Gun control is extremely popular among Hispanics, with 75 percent favoring gun safety over gun rights.
Asian Americans also represent a growing anti-gun demographic. Although only about 5 percent of the population today, the Asian American population is predicted to triple over the next few decades. A recent poll of Asian American registered voters found that 80 percent supported stricter gun laws.
[…]
Rural Americans tend to oppose gun control, with 63 percent saying that gun rights are more important than gun control. The country, however, is becoming less rural and more urban. Recent years have witnessed a significant increase in the number of people living in cities, with big metropolitan areas experiencing double-digit growth.
[…]
Of course, the NRA will continue to fight, and fight hard, against gun control. But the heart of the organization’s power is the voters it can turn out to vote, and they are likely to decline in number. Unless the organization begins to soften its no-compromises stance on gun safety legislation, it’s likely to become increasingly marginalized in a changing America.
To date, no GOP candidate has explicitly connected mass immigration to restricted gun rights. The Republican National Committee says that opening up the border so Big Business can loot the working and middle classes is worth losing the imported, big-government-loving Hispanic vote by 73 percent. But an architect of the modern conservative movement, Phyllis Schlafly, warned in 2013 that while many whites grew up in relatively safe rural areas learning how to handle guns, immigrants come from chaotic countries where violence is the norm and authoritarian governments clamp down on ownership.
Nate Silver, formerly of the New York Times, pointed out shortly after the 2012 election that the 2008 presidential exit poll (the question was not asked in 2012) found that 47 percent of whites, 29 percent of Hispanics, 21 percent of blacks, and 15 percent of Asians owned a gun. Silver also observed, “Whether someone owns a gun is a more powerful predictor of a person’s political party than her gender, whether she identifies as gay or lesbian, whether she is Hispanic, whether she lives in the South or a number of demographic characteristics.” [Emphasis added.]
One of the reasons whites have such a strong commitment to gun rights is the much larger share who own them.
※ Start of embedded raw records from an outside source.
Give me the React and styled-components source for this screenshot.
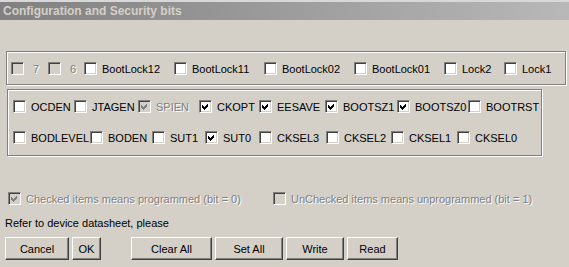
import React from "react";
import styled, { createGlobalStyle } from "styled-components";

const GlobalStyle = createGlobalStyle`
  body {
    margin: 0;
    background: #d4d0c8;
    font-family: "Liberation Sans", Arial, sans-serif;
    font-size: 11px;
  }
`;

const lockBits = [
  { label: "7", w: 37, disabled: true, pad: 4 },
  { label: "6", w: 36, disabled: true, pad: 4 },
  { label: "BootLock12", w: 90 },
  { label: "BootLock11", w: 90 },
  { label: "BootLock02", w: 90 },
  { label: "BootLock01", w: 90 },
  { label: "Lock2", w: 60 },
  { label: "Lock1", w: 55 },
];

const fuseRow1 = [
  { label: "OCDEN", w: 61 },
  { label: "JTAGEN", w: 64 },
  { label: "SPIEN", w: 61, checked: true, disabled: true },
  { label: "CKOPT", w: 60, checked: true },
  { label: "EESAVE", w: 66, checked: true },
  { label: "BOOTSZ1", w: 72, checked: true },
  { label: "BOOTSZ0", w: 71, checked: true },
  { label: "BOOTRST", w: 70 },
];

const fuseRow2 = [
  { label: "BODLEVEL", w: 77 },
  { label: "BODEN", w: 62 },
  { label: "SUT1", w: 53 },
  { label: "SUT0", w: 54, checked: true },
  { label: "CKSEL3", w: 67 },
  { label: "CKSEL2", w: 65 },
  { label: "CKSEL1", w: 66 },
  { label: "CKSEL0", w: 70 },
];

// classic 13x13 sunken checkbox with its label
function Check({ label, checked, disabled, w, pad }) {
  return (
    <CheckItem $w={w}>
      <Box $disabled={disabled}>
        {checked && (
          <svg width="13" height="13" viewBox="0 0 13 13" shapeRendering="crispEdges">
            <polygon
              points="3,5 5,7 9,3 9,6 5,10 3,8"
              fill={disabled ? "#808080" : "#000"}
            />
          </svg>
        )}
      </Box>
      <CheckText $disabled={disabled} $pad={pad}>
        {label}
      </CheckText>
    </CheckItem>
  );
}

function App() {
  return (
    <Dialog>
      <GlobalStyle />
      <TitleBar>Configuration and Security bits</TitleBar>

      <LockGroup>
        <BitRow>
          {lockBits.map((b) => (
            <Check key={b.label} {...b} />
          ))}
        </BitRow>
      </LockGroup>

      <FuseGroup>
        <BitRow>
          {fuseRow1.map((b) => (
            <Check key={b.label} {...b} />
          ))}
        </BitRow>
        <BitRow>
          {fuseRow2.map((b) => (
            <Check key={b.label} {...b} />
          ))}
        </BitRow>
      </FuseGroup>

      <LegendRow>
        <Check label="Checked items means programmed (bit = 0)" w={265} checked disabled />
        <Check label="UnChecked items means unprogrammed (bit = 1)" w={270} disabled />
      </LegendRow>

      <Hint>Refer to device datasheet, please</Hint>

      <ButtonBar>
        <Button $w={64}>Cancel</Button>
        <Button $w={29}>OK</Button>
        <Button $w={81} $gap={27}>Clear All</Button>
        <Button $w={68}>Set All</Button>
        <Button $w={58}>Write</Button>
        <Button $w={51}>Read</Button>
      </ButtonBar>
    </Dialog>
  );
}

export default App;

const Dialog = styled.div`
  width: 569px;
  height: 267px;
  background: #d4d0c8;
  overflow: hidden;
  color: #000;
`;

const TitleBar = styled.div`
  height: 18px;
  border-top: 2px solid #d8d8d8;
  padding-left: 3px;
  display: flex;
  align-items: center;
  background: linear-gradient(to right, #808080, #b8b8b8);
  color: #d4d0c8;
  font-weight: bold;
  font-size: 12px;
`;

const GroupBox = styled.div`
  box-sizing: border-box;
  border: 1px solid #808080;
  box-shadow: inset 1px 1px 0 #fff, 1px 1px 0 #fff;
`;

const LockGroup = styled(GroupBox)`
  margin: 31px 0 0 6px;
  width: 560px;
  height: 34px;
  padding: 8px 0 0 4px;
`;

const FuseGroup = styled(GroupBox)`
  margin: 4px 0 0 7px;
  width: 535px;
  height: 67px;
  padding: 8px 0 0 5px;
  display: flex;
  flex-direction: column;
  gap: 14px;
`;

const BitRow = styled.div`
  display: flex;
  height: 17px;
  align-items: center;
`;

const CheckItem = styled.label`
  display: flex;
  align-items: center;
  gap: 5px;
  width: ${(p) => p.$w}px;
  flex: none;
  white-space: nowrap;
`;

const Box = styled.span`
  position: relative;
  box-sizing: border-box;
  width: 13px;
  height: 13px;
  flex: none;
  border: 1px solid;
  border-color: #808080 #fff #fff #808080;
  box-shadow: inset 1px 1px 0 #404040, inset -1px -1px 0 #d4d0c8;
  background: ${(p) => (p.$disabled ? "#d4d0c8" : "#fff")};

  svg {
    position: absolute;
    left: -1px;
    top: -1px;
  }
`;

const CheckText = styled.span`
  padding-left: ${(p) => p.$pad || 0}px;
  color: ${(p) => (p.$disabled ? "#808080" : "#000")};
  text-shadow: ${(p) => (p.$disabled ? "1px 1px 0 #fff" : "none")};
`;

const LegendRow = styled.div`
  display: flex;
  height: 17px;
  align-items: center;
  margin: 34px 0 0 8px;
`;

const Hint = styled.div`
  margin: 10px 0 0 5px;
  height: 13px;
  line-height: 13px;
`;

const ButtonBar = styled.div`
  display: flex;
  gap: 3px;
  margin: 7px 0 0 5px;
`;

const Button = styled.button`
  box-sizing: border-box;
  width: ${(p) => p.$w}px;
  height: 23px;
  margin-left: ${(p) => p.$gap || 0}px;
  padding: 0;
  font-family: "Liberation Sans", Arial, sans-serif;
  font-size: 11px;
  color: #000;
  background: #d4d0c8;
  border: 1px solid;
  border-color: #fff #404040 #404040 #fff;
  box-shadow: inset -1px -1px 0 #808080;
  border-radius: 0;
`;
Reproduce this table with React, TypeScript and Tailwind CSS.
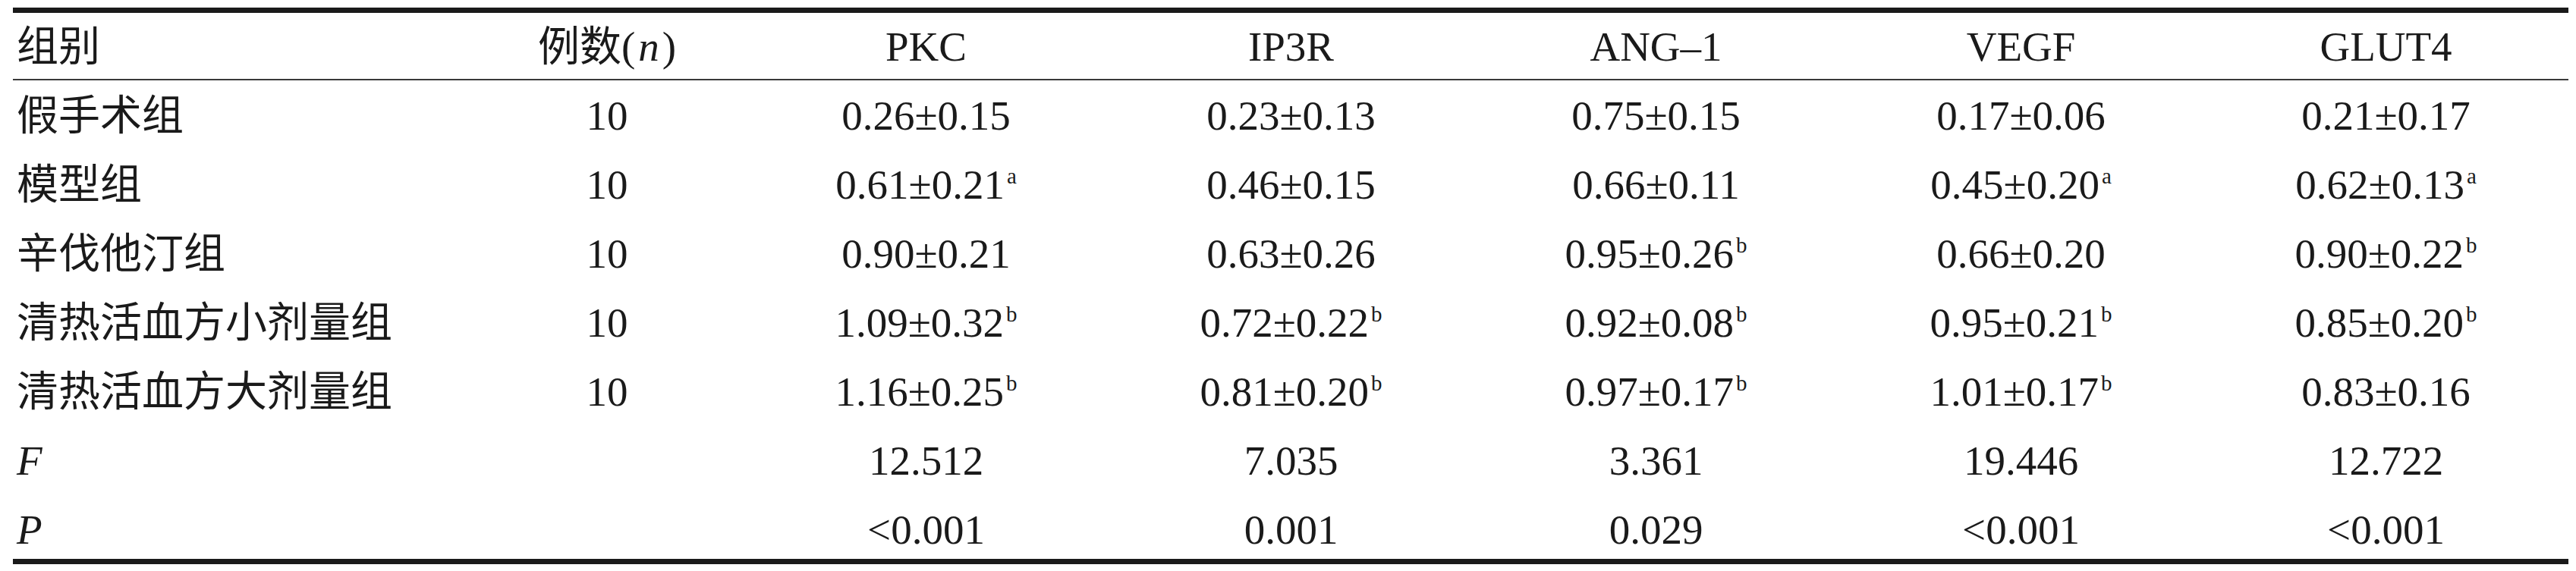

The reason for this is that a much larger share of whites live in rural America or have roots there and are thus familiar with firearms in a way that is less common among urbanites. Asians and Hispanics in contrast are settling in cities and the suburbs where hunting and gun ownership are much less widespread. And they are coming from countries where firearms ownership is highly restricted. It is unlikely in the extreme that Asians and Hispanics will ever have gun ownership rates approaching that of whites given where they are coming from and where they are settling. This fact means that immigration unavoidably increases the share of the electorate that has no experience with guns. As a result, immigrants and their children will tend to be much more supportive of efforts to limit or even ban gun ownership.
Anti-gun Hispanics (besides conservative Cubans) will throw their weight behind presumed Democratic nominee Hillary Clinton: MSNBC reports that 69 percent would vote for her over runaway GOP frontrunner, Donald Trump. Clinton endorsed nationwide firearms confiscations earlier in October, telling an audience that Australia set “a good example” by stripping guns from law-abiding citizens after criminals slaughtered innocents.
Trump’s defense of the Second Amendment — along with the extraordinary proposal of nationwide reciprocity for concealed carry — would likely attract more white voters. A few more percentage points with whites would easily overcome minority votes against any GOP candidate, as conservative author Ann Coulter has repeatedly explained. Had Mitt Romney only won four more percent of the white vote in 2012, Barack Obama would have been a one-term president. And as Schlafly explained, appealing to all gun owners, period, will bring more voters to the Republican party.